──────── DATA EXCERPT

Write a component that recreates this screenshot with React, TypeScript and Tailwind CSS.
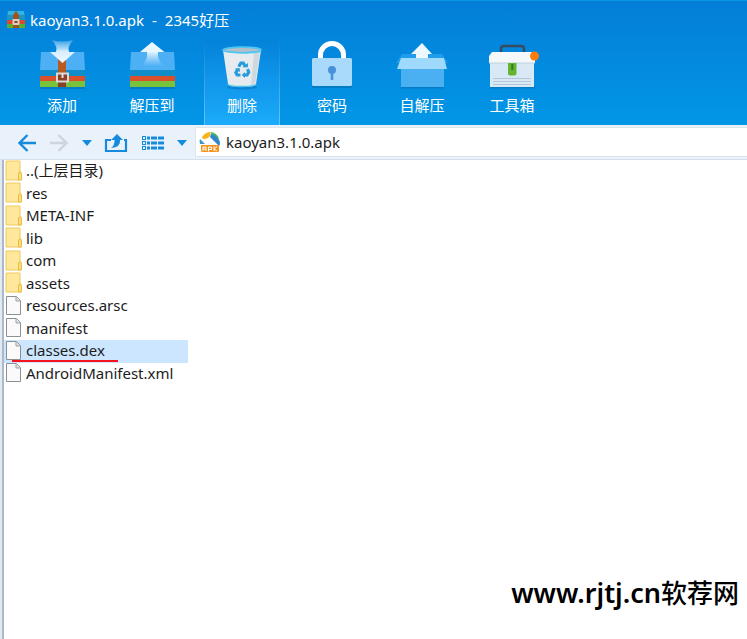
import React from "react";

const uiFont = "font-['Noto_Sans','Noto_Sans_CJK_SC',sans-serif]";

function AppIcon() {
  return (
    <svg viewBox="0 0 20 18" className="h-[18px] w-5 shrink-0" aria-hidden="true">
      <path d="M2 0h16l1 9H1z" fill="#2fb4e4" />
      <path d="M1 4h18v5H1z" fill="#1c95c4" />
      <path d="M1 9h18v4H1z" fill="#d94b2b" />
      <path d="M1 13h18v4H1z" fill="#55b02e" />
      <path d="M10 0L7 4v13h6V4z" fill="#a4521b" />
      <rect x="6.500" y="8" width="7" height="6" rx="1" fill="#d9cfc5" />
      <rect x="8.500" y="10" width="3" height="2" fill="#8b4a2c" />
    </svg>
  );
}

function ArchiveBody() {
  return (
    <>
      <rect x="8" y="38" width="45" height="2" fill="#0568a8" opacity="0.5" />
      <path d="M9 3h43l1 18H8z" fill="#4db0f5" />
      <path d="M8 21h45v6H8z" fill="#118dc9" />
      <path d="M8 27h45v5H8z" fill="#dc4f2b" />
      <path d="M8 32h45v6H8z" fill="#78c33b" />
    </>
  );
}

function AddIcon() {
  return (
    <svg viewBox="0 -10 60 52" className="h-[52px] w-[60px]" aria-hidden="true">
      <defs>
        <linearGradient id="down" x1="0" y1="0" x2="0" y2="1">
          <stop offset="0" stopColor="#bfe2ff" stopOpacity="0.3" />
          <stop offset="0.5" stopColor="#d8eeff" />
          <stop offset="1" stopColor="#eef9ff" />
        </linearGradient>
      </defs>
      <ArchiveBody />
      <path d="M26 10h8v28h-8z" fill="#b95b20" />
      <path d="M26 30h8v8h-8z" fill="#864127" />
      <path d="M20 -9Q30 -6 41 -9Q35 -2 37 3h6L30.500 14 18 3h6Q26 -2 20 -9z" fill="url(#down)" />
      <rect x="25" y="24.500" width="11" height="8" fill="#8c4028" stroke="#d8d8d5" strokeWidth="2" />
      <path d="M30.500 24v5" stroke="#e5e3df" strokeWidth="2" />
    </svg>
  );
}

function ExtractIcon() {
  return (
    <svg viewBox="0 -10 60 52" className="h-[52px] w-[60px]" aria-hidden="true">
      <defs>
        <linearGradient id="up" x1="0" y1="0" x2="0" y2="1">
          <stop offset="0.400" stopColor="#e8f6ff" />
          <stop offset="1" stopColor="#c8e8ff" stopOpacity="0" />
        </linearGradient>
      </defs>
      <ArchiveBody />
      <path d="M30 -7L42.500 3H36Q35 10 41 17H20Q26 10 25 3h-7z" fill="url(#up)" />
    </svg>
  );
}

function DeleteIcon() {
  return (
    <svg viewBox="0 -10 60 52" className="h-[52px] w-[60px]" aria-hidden="true">
      <ellipse cx="30" cy="38" rx="15" ry="2.500" fill="#086bb4" opacity="0.5" />
      <path d="M11 1l5 34q0 3 14 3t14-3l5-34z" fill="#e6ebef" />
      <path d="M42 3h6l-5 32-4 2z" fill="#d0d8df" />
      <path d="M16 35q0 2.500 14 2.500T44 35" fill="none" stroke="#4ec4ed" strokeWidth="1.500" />
      <ellipse cx="30" cy="1" rx="19" ry="2.800" fill="#b4bfc8" stroke="#50c6f2" strokeWidth="1.800" />
      <g transform="translate(5.200 3.600) scale(0.830)">
        <g fill="none" stroke="#299bdc" strokeWidth="3.800">
          <path d="M26 17l2.500-4.500h3L34 17" />
          <path d="M36.500 20l1.500 3.500-2 3.500h-4" />
          <path d="M28 27h-4l-1.500-3L25 20" />
        </g>
        <path d="M30.500 17.500h6.500v-5z" fill="#299bdc" />
        <path d="M33.500 23.500v7l-4-3.500z" fill="#299bdc" />
        <path d="M21 19.500l6-1 .5 5z" fill="#299bdc" />
      </g>
    </svg>
  );
}

function LockIcon() {
  return (
    <svg viewBox="0 -10 60 52" className="h-[52px] w-[60px]" aria-hidden="true">
      <rect x="10" y="10" width="40" height="29" rx="1" fill="#0568a8" opacity="0.5" />
      <path d="M18.500 12V6a11.500 11.500 0 0123 0v6" fill="none" stroke="#fff" strokeWidth="5" />
      <rect x="10" y="9" width="40" height="28" rx="1.500" fill="#a9dafc" />
      <circle cx="30" cy="21" r="4" fill="#4b91d7" />
      <path d="M28.700 23h2.600v8h-2.600z" fill="#4b91d7" />
    </svg>
  );
}

function SelfExtractIcon() {
  return (
    <svg viewBox="0 -10 60 52" className="h-[52px] w-[60px]" aria-hidden="true">
      <rect x="9" y="37" width="43" height="2.500" fill="#0568a8" opacity="0.5" />
      <path d="M4 14L10 5h40l6 9" fill="#209dea" />
      <path d="M9 10h43v28H9z" fill="#4ab0f2" />
      <path d="M30-6L40 5h-4v5H24V5h-5z" fill="#edf8ff" />
      <path d="M9 9h43l3 11H5z" fill="#9fd9fc" />
    </svg>
  );
}

function ToolboxIcon() {
  return (
    <svg viewBox="0 -10 60 52" className="h-[52px] w-[60px]" aria-hidden="true">
      <rect x="8" y="37" width="45" height="2.500" fill="#0568a8" opacity="0.5" />
      <path d="M19 5V0q0-3 3-3h17q3 0 3 3v5" fill="none" stroke="#374b61" strokeWidth="2.500" />
      <path d="M8 12h44v26H8z" fill="#d9e8f5" />
      <path d="M10 3h40l3 4v7H7V7z" fill="#f4f8fb" />
      <path d="M7 14h46" stroke="#bfd0de" />
      <path d="M11 29.500h38M11 32.500h38M11 35.500h38" stroke="#b5c7d6" />
      <path d="M26 14h8.500v10.500q0 2-2 2h-4.500q-2 0-2-2z" fill="#62b431" />
      <path d="M30.300 15v6" stroke="#2e7b22" strokeWidth="2" />
      <circle cx="52.500" cy="7" r="4.500" fill="#ff7d0b" />
    </svg>
  );
}

function FolderIcon() {
  return (
    <svg viewBox="0 0 17 21" className="h-[21px] w-[17px] shrink-0" aria-hidden="true">
      <path d="M1 1h14v11h1v8H1z" fill="#ffe79b" stroke="#efca5c" />
      <path d="M13.500 20v-6q0-2 1.500-2t1.500 2v6z" fill="#ffdd7a" stroke="#e8bc45" />
    </svg>
  );
}

function FileIcon() {
  return (
    <svg viewBox="0 0 17 21" className="h-[21px] w-[17px] shrink-0" aria-hidden="true">
      <path d="M1.500 1.500h10l4 4v14h-14z" fill="#fafafa" stroke="#8d9092" />
      <path d="M11 1.500V6h4.500" fill="#e2e4e5" stroke="#9da0a2" />
    </svg>
  );
}

function ApkIcon() {
  return (
    <svg viewBox="0 0 22 22" className="h-[22px] w-[22px] shrink-0" aria-hidden="true">
      <path d="M3 6Q6 1 12 1l-1 4q-2 3-5 3-3 0-3-2z" fill="#f6b621" />
      <path d="M12 1q6 1 8.500 7l-8-4z" fill="#4db46a" />
      <path d="M12 3q7 2 9 8 0 3-1 4L11 6z" fill="#2f86c8" />
      <path d="M1 8l5 5H1q-1-3 0-5z" fill="#3697cb" />
      <rect x="2" y="14" width="18" height="7" rx="1" fill="#f6941e" />
      <path d="M4 20v-4h3v4M4 18h3M9.500 20.500V16h3v2.500h-3M15 15.500V20M18 15.500l-3 2.500 3 2" fill="none" stroke="#fff" />
    </svg>
  );
}

function Caret() {
  return (
    <svg viewBox="0 0 10 6" className="h-[6px] w-[10px]" aria-hidden="true">
      <path d="M0 0h10L5 6z" fill="#168bdc" />
    </svg>
  );
}

const tools = [
  { label: "添加", Icon: AddIcon },
  { label: "解压到", Icon: ExtractIcon },
  { label: "删除", Icon: DeleteIcon, active: true },
  { label: "密码", Icon: LockIcon },
  { label: "自解压", Icon: SelfExtractIcon },
  { label: "工具箱", Icon: ToolboxIcon },
];

const entries = [
  { name: "..(上层目录)", folder: true },
  { name: "res", folder: true },
  { name: "META-INF", folder: true },
  { name: "lib", folder: true },
  { name: "com", folder: true },
  { name: "assets", folder: true },
  { name: "resources.arsc" },
  { name: "manifest" },
  { name: "classes.dex", selected: true },
  { name: "AndroidManifest.xml" },
];

export default function App() {
  return (
    <div className={`${uiFont} relative flex min-h-screen flex-col bg-white text-[15px] text-[#1c1c1c]`}>
      <header className="border-t border-[#0799e3] bg-linear-to-b from-[#047ed8] to-[#0296e6] text-white">
        <h1 className="flex h-[38px] items-center gap-1 pl-[6px] text-[15px] leading-5 font-normal">
          <AppIcon />
          <span className="flex gap-2">
            <span>kaoyan3.1.0.apk</span>
            <span>-</span>
            <span>2345好压</span>
          </span>
        </h1>
        <nav className="flex gap-[14px] pl-6" aria-label="工具栏">
          {tools.map(({ label, Icon, active }) => (
            <button
              key={label}
              type="button"
              className={`flex h-[86px] w-[76px] flex-col items-center ${
                active
                  ? "border-x bg-linear-to-b from-[#0482da] to-[#1cabfb] [border-image:linear-gradient(to_bottom,#0482da,#6cc6f8)_1]"
                  : ""
              }`}
            >
              <Icon />
              <span className="mt-[4px] text-[15px] leading-5">{label}</span>
            </button>
          ))}
        </nav>
      </header>

      <div className="flex h-[35px] items-center border-b border-[#d5dfeb] bg-[#e9f2fb]">
        <div className="flex w-[195px] shrink-0 items-center pt-px pl-[18px]">
          <button type="button" aria-label="后退">
            <svg viewBox="0 0 18 18" className="h-[18px] w-[18px]" aria-hidden="true">
              <path d="M9.500 1L1.500 9l8 8M2 9h16" fill="none" stroke="#168bdc" strokeWidth="2.400" />
            </svg>
          </button>
          <button type="button" aria-label="前进" className="ml-[14px]">
            <svg viewBox="0 0 18 18" className="h-[18px] w-[18px]" aria-hidden="true">
              <path d="M8.500 1l8 8-8 8M16 9H0" fill="none" stroke="#ced4dc" strokeWidth="2.400" />
            </svg>
          </button>
          <button type="button" aria-label="历史" className="ml-[14px]">
            <Caret />
          </button>
          <button type="button" aria-label="向上" className="ml-[12px]">
            <svg viewBox="0 0 24 18" className="h-[18px] w-6" aria-hidden="true">
              <path d="M7 6H2v11h20V6h-2" fill="none" stroke="#168bdc" strokeWidth="2.200" />
              <path d="M13 0l6 6h-3q1 7-9 8 4-3 3.500-8H7z" fill="#168bdc" />
            </svg>
          </button>
          <button type="button" aria-label="视图" className="ml-[13px]">
            <svg viewBox="0 0 24 16" className="h-4 w-6" aria-hidden="true">
              <g fill="none" stroke="#168bdc">
                {[1, 6, 11].map((y) => (
                  <React.Fragment key={y}>
                    <rect x="1.500" y={y + 0.5} width="3" height="3" />
                    <path d={`M6 ${y + 2}h3M10 ${y + 2}h6M17 ${y + 2}h6`} strokeWidth="3" />
                  </React.Fragment>
                ))}
              </g>
            </svg>
          </button>
          <button type="button" aria-label="视图选项" className="ml-[12px]">
            <Caret />
          </button>
        </div>
        <label className="flex h-[30px] min-w-0 flex-1 items-center gap-[5px] border border-r-0 border-[#dbe5f0] bg-white pl-[3px]">
          <ApkIcon />
          <input
            aria-label="路径"
            defaultValue="kaoyan3.1.0.apk"
            className="min-w-0 flex-1 bg-transparent text-[15px] leading-5 outline-none"
          />
        </label>
      </div>

      <main className="flex flex-1 border-l-2 border-[#e3e9f1]">
        <div className="flex-1 border-l-2 border-[#acb9cc]">
          <ul className="grid h-[225px] w-[184px] auto-rows-fr">
            {entries.map(({ name, folder, selected }) => (
              <li
                key={name}
                className={`relative flex items-center gap-1 pb-[2px] pl-px leading-5 whitespace-nowrap ${
                  selected ? "bg-[#cce6ff]" : ""
                }`}
              >
                {folder ? <FolderIcon /> : <FileIcon />}
                <span>{name}</span>
                {selected && <span className="absolute bottom-px left-2 h-[2px] w-[106px] bg-[#f5141e]" />}
              </li>
            ))}
          </ul>
        </div>
      </main>

      <p className="absolute right-2 bottom-7 text-[26px] leading-9 font-medium text-black">
        <span className="text-[27px] font-semibold">www.rjtj.cn</span>软荐网
      </p>
    </div>
  );
}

────────────────

→ **SET EXERCISE**: Pull every line containing "React" from the data.

→ **RESULT OF THE TASK**:
Write a component that recreates this screenshot with React, TypeScript and Tailwind CSS.
import React from "react";
                  <React.Fragment key={y}>
                  </React.Fragment>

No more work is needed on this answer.